Written exercise – Repeat the material verbatim and drop the pictures.

--- start Supplied records ---

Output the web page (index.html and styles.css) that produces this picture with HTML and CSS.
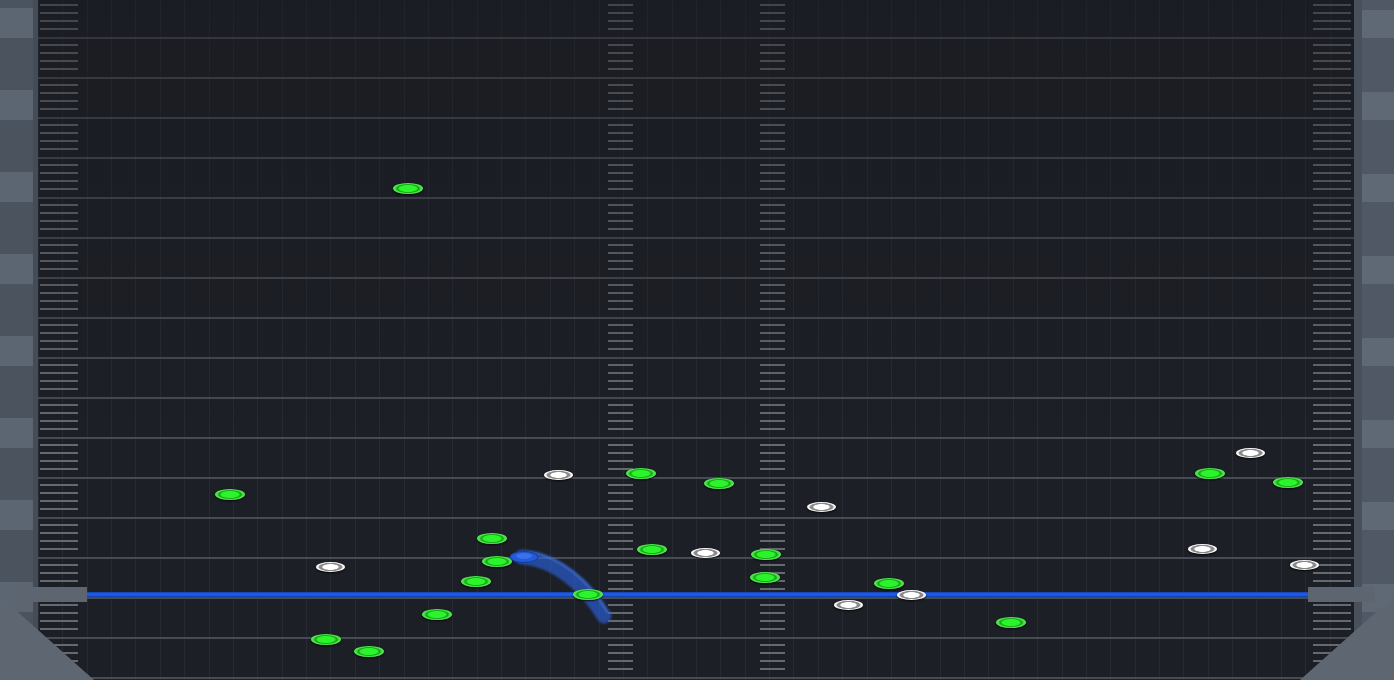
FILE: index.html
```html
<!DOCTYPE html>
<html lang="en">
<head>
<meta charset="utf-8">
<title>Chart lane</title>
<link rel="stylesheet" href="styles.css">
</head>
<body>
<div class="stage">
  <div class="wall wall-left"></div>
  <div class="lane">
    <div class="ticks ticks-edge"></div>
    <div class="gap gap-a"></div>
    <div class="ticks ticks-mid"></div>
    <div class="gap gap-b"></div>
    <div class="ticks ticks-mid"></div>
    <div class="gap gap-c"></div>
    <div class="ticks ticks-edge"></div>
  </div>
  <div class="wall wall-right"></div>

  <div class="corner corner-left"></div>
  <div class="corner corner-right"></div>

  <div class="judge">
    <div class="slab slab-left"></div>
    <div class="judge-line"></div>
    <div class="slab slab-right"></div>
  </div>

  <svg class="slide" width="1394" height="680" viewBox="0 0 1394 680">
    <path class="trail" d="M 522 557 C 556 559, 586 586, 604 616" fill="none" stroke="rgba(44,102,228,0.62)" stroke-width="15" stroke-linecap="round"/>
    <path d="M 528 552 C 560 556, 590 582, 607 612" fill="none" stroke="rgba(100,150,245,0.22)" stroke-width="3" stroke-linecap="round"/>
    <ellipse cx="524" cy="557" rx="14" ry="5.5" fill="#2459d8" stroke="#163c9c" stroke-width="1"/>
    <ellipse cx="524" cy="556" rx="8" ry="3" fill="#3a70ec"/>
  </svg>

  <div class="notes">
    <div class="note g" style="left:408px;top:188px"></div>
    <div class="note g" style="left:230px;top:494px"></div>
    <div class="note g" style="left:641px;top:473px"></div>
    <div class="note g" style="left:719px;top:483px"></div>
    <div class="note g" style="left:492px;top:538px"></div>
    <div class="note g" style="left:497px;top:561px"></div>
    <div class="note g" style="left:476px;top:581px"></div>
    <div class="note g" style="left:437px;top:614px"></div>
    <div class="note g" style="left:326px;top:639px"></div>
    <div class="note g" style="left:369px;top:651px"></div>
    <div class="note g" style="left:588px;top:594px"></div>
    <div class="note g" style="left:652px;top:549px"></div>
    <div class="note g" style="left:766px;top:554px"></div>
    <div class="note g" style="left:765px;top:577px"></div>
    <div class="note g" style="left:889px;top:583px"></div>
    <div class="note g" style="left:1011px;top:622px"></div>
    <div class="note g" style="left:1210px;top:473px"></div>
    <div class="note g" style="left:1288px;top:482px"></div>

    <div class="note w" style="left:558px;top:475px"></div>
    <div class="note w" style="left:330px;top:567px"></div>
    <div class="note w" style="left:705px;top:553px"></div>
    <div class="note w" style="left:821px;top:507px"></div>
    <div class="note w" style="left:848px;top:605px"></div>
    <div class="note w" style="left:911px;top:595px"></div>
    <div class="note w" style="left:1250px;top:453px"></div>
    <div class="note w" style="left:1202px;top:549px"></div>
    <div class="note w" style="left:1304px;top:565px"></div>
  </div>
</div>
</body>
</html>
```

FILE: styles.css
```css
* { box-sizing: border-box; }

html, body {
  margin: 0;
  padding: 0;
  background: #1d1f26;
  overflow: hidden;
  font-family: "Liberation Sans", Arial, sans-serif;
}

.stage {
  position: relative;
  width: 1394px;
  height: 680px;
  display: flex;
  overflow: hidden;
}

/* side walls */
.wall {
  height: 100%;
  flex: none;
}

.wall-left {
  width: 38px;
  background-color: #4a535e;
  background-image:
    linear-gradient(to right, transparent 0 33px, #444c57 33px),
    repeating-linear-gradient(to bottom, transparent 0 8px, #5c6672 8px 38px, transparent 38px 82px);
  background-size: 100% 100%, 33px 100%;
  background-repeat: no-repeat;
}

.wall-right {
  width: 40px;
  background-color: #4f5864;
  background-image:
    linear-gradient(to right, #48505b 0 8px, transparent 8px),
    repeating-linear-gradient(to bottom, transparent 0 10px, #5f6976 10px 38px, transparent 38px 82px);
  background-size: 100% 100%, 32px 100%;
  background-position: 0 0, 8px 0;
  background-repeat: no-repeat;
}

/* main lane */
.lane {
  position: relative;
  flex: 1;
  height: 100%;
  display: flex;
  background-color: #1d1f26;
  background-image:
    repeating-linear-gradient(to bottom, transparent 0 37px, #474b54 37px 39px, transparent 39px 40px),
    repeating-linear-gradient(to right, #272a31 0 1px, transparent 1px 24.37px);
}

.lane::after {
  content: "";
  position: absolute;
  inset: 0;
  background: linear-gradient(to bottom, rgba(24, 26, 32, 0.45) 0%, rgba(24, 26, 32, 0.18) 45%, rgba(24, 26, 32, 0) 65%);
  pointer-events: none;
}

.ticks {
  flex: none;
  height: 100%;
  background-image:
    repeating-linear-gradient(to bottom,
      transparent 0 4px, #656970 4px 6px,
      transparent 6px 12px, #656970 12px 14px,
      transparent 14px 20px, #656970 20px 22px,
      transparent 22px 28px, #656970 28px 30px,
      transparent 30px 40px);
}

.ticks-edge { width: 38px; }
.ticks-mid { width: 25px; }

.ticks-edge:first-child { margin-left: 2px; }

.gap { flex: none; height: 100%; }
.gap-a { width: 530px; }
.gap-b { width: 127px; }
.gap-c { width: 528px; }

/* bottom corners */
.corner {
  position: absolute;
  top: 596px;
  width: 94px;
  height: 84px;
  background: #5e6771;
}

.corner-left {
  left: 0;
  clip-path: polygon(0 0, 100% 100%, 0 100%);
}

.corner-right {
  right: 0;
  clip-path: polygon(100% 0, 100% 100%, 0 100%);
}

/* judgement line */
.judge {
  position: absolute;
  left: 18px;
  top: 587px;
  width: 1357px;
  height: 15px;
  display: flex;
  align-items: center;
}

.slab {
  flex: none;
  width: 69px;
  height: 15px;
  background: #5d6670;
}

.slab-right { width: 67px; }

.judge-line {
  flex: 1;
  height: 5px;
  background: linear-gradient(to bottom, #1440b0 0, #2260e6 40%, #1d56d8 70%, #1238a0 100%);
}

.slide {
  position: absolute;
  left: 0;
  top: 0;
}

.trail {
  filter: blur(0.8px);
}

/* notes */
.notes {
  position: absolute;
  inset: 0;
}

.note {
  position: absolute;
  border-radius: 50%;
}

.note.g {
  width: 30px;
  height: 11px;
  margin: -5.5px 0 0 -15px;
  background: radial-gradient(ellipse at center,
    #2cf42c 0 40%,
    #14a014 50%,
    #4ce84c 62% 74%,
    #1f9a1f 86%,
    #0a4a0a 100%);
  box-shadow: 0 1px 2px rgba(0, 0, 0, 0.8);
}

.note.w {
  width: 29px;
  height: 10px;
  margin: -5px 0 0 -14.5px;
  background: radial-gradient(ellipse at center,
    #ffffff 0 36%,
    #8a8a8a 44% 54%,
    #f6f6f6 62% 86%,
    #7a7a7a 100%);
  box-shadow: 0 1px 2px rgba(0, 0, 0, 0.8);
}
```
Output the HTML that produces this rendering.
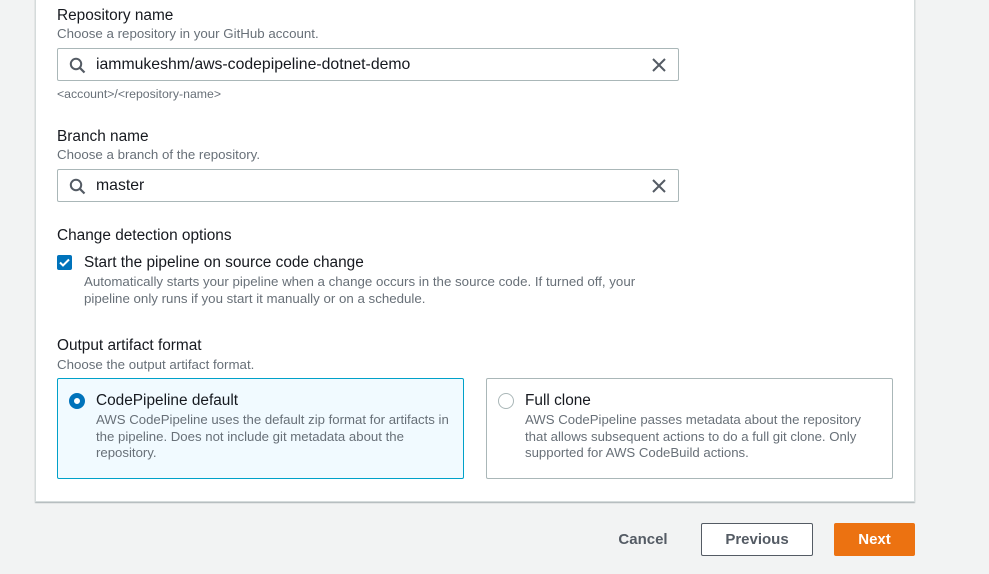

--- end Supplied records ---

Output below –
Output the web page (index.html and styles.css) that produces this picture with HTML and CSS.
FILE: index.html
```html
<!DOCTYPE html>
<html lang="en">
<head>
<meta charset="utf-8">
<title>Chart lane</title>
<link rel="stylesheet" href="styles.css">
</head>
<body>
<div class="stage">
  <div class="wall wall-left"></div>
  <div class="lane">
    <div class="ticks ticks-edge"></div>
    <div class="gap gap-a"></div>
    <div class="ticks ticks-mid"></div>
    <div class="gap gap-b"></div>
    <div class="ticks ticks-mid"></div>
    <div class="gap gap-c"></div>
    <div class="ticks ticks-edge"></div>
  </div>
  <div class="wall wall-right"></div>

  <div class="corner corner-left"></div>
  <div class="corner corner-right"></div>

  <div class="judge">
    <div class="slab slab-left"></div>
    <div class="judge-line"></div>
    <div class="slab slab-right"></div>
  </div>

  <svg class="slide" width="1394" height="680" viewBox="0 0 1394 680">
    <path class="trail" d="M 522 557 C 556 559, 586 586, 604 616" fill="none" stroke="rgba(44,102,228,0.62)" stroke-width="15" stroke-linecap="round"/>
    <path d="M 528 552 C 560 556, 590 582, 607 612" fill="none" stroke="rgba(100,150,245,0.22)" stroke-width="3" stroke-linecap="round"/>
    <ellipse cx="524" cy="557" rx="14" ry="5.5" fill="#2459d8" stroke="#163c9c" stroke-width="1"/>
    <ellipse cx="524" cy="556" rx="8" ry="3" fill="#3a70ec"/>
  </svg>

  <div class="notes">
    <div class="note g" style="left:408px;top:188px"></div>
    <div class="note g" style="left:230px;top:494px"></div>
    <div class="note g" style="left:641px;top:473px"></div>
    <div class="note g" style="left:719px;top:483px"></div>
    <div class="note g" style="left:492px;top:538px"></div>
    <div class="note g" style="left:497px;top:561px"></div>
    <div class="note g" style="left:476px;top:581px"></div>
    <div class="note g" style="left:437px;top:614px"></div>
    <div class="note g" style="left:326px;top:639px"></div>
    <div class="note g" style="left:369px;top:651px"></div>
    <div class="note g" style="left:588px;top:594px"></div>
    <div class="note g" style="left:652px;top:549px"></div>
    <div class="note g" style="left:766px;top:554px"></div>
    <div class="note g" style="left:765px;top:577px"></div>
    <div class="note g" style="left:889px;top:583px"></div>
    <div class="note g" style="left:1011px;top:622px"></div>
    <div class="note g" style="left:1210px;top:473px"></div>
    <div class="note g" style="left:1288px;top:482px"></div>

    <div class="note w" style="left:558px;top:475px"></div>
    <div class="note w" style="left:330px;top:567px"></div>
    <div class="note w" style="left:705px;top:553px"></div>
    <div class="note w" style="left:821px;top:507px"></div>
    <div class="note w" style="left:848px;top:605px"></div>
    <div class="note w" style="left:911px;top:595px"></div>
    <div class="note w" style="left:1250px;top:453px"></div>
    <div class="note w" style="left:1202px;top:549px"></div>
    <div class="note w" style="left:1304px;top:565px"></div>
  </div>
</div>
</body>
</html>
```

FILE: styles.css
```css
* { box-sizing: border-box; }

html, body {
  margin: 0;
  padding: 0;
  background: #1d1f26;
  overflow: hidden;
  font-family: "Liberation Sans", Arial, sans-serif;
}

.stage {
  position: relative;
  width: 1394px;
  height: 680px;
  display: flex;
  overflow: hidden;
}

/* side walls */
.wall {
  height: 100%;
  flex: none;
}

.wall-left {
  width: 38px;
  background-color: #4a535e;
  background-image:
    linear-gradient(to right, transparent 0 33px, #444c57 33px),
    repeating-linear-gradient(to bottom, transparent 0 8px, #5c6672 8px 38px, transparent 38px 82px);
  background-size: 100% 100%, 33px 100%;
  background-repeat: no-repeat;
}

.wall-right {
  width: 40px;
  background-color: #4f5864;
  background-image:
    linear-gradient(to right, #48505b 0 8px, transparent 8px),
    repeating-linear-gradient(to bottom, transparent 0 10px, #5f6976 10px 38px, transparent 38px 82px);
  background-size: 100% 100%, 32px 100%;
  background-position: 0 0, 8px 0;
  background-repeat: no-repeat;
}

/* main lane */
.lane {
  position: relative;
  flex: 1;
  height: 100%;
  display: flex;
  background-color: #1d1f26;
  background-image:
    repeating-linear-gradient(to bottom, transparent 0 37px, #474b54 37px 39px, transparent 39px 40px),
    repeating-linear-gradient(to right, #272a31 0 1px, transparent 1px 24.37px);
}

.lane::after {
  content: "";
  position: absolute;
  inset: 0;
  background: linear-gradient(to bottom, rgba(24, 26, 32, 0.45) 0%, rgba(24, 26, 32, 0.18) 45%, rgba(24, 26, 32, 0) 65%);
  pointer-events: none;
}

.ticks {
  flex: none;
  height: 100%;
  background-image:
    repeating-linear-gradient(to bottom,
      transparent 0 4px, #656970 4px 6px,
      transparent 6px 12px, #656970 12px 14px,
      transparent 14px 20px, #656970 20px 22px,
      transparent 22px 28px, #656970 28px 30px,
      transparent 30px 40px);
}

.ticks-edge { width: 38px; }
.ticks-mid { width: 25px; }

.ticks-edge:first-child { margin-left: 2px; }

.gap { flex: none; height: 100%; }
.gap-a { width: 530px; }
.gap-b { width: 127px; }
.gap-c { width: 528px; }

/* bottom corners */
.corner {
  position: absolute;
  top: 596px;
  width: 94px;
  height: 84px;
  background: #5e6771;
}

.corner-left {
  left: 0;
  clip-path: polygon(0 0, 100% 100%, 0 100%);
}

.corner-right {
  right: 0;
  clip-path: polygon(100% 0, 100% 100%, 0 100%);
}

/* judgement line */
.judge {
  position: absolute;
  left: 18px;
  top: 587px;
  width: 1357px;
  height: 15px;
  display: flex;
  align-items: center;
}

.slab {
  flex: none;
  width: 69px;
  height: 15px;
  background: #5d6670;
}

.slab-right { width: 67px; }

.judge-line {
  flex: 1;
  height: 5px;
  background: linear-gradient(to bottom, #1440b0 0, #2260e6 40%, #1d56d8 70%, #1238a0 100%);
}

.slide {
  position: absolute;
  left: 0;
  top: 0;
}

.trail {
  filter: blur(0.8px);
}

/* notes */
.notes {
  position: absolute;
  inset: 0;
}

.note {
  position: absolute;
  border-radius: 50%;
}

.note.g {
  width: 30px;
  height: 11px;
  margin: -5.5px 0 0 -15px;
  background: radial-gradient(ellipse at center,
    #2cf42c 0 40%,
    #14a014 50%,
    #4ce84c 62% 74%,
    #1f9a1f 86%,
    #0a4a0a 100%);
  box-shadow: 0 1px 2px rgba(0, 0, 0, 0.8);
}

.note.w {
  width: 29px;
  height: 10px;
  margin: -5px 0 0 -14.5px;
  background: radial-gradient(ellipse at center,
    #ffffff 0 36%,
    #8a8a8a 44% 54%,
    #f6f6f6 62% 86%,
    #7a7a7a 100%);
  box-shadow: 0 1px 2px rgba(0, 0, 0, 0.8);
}
```
Output the HTML that produces this rendering.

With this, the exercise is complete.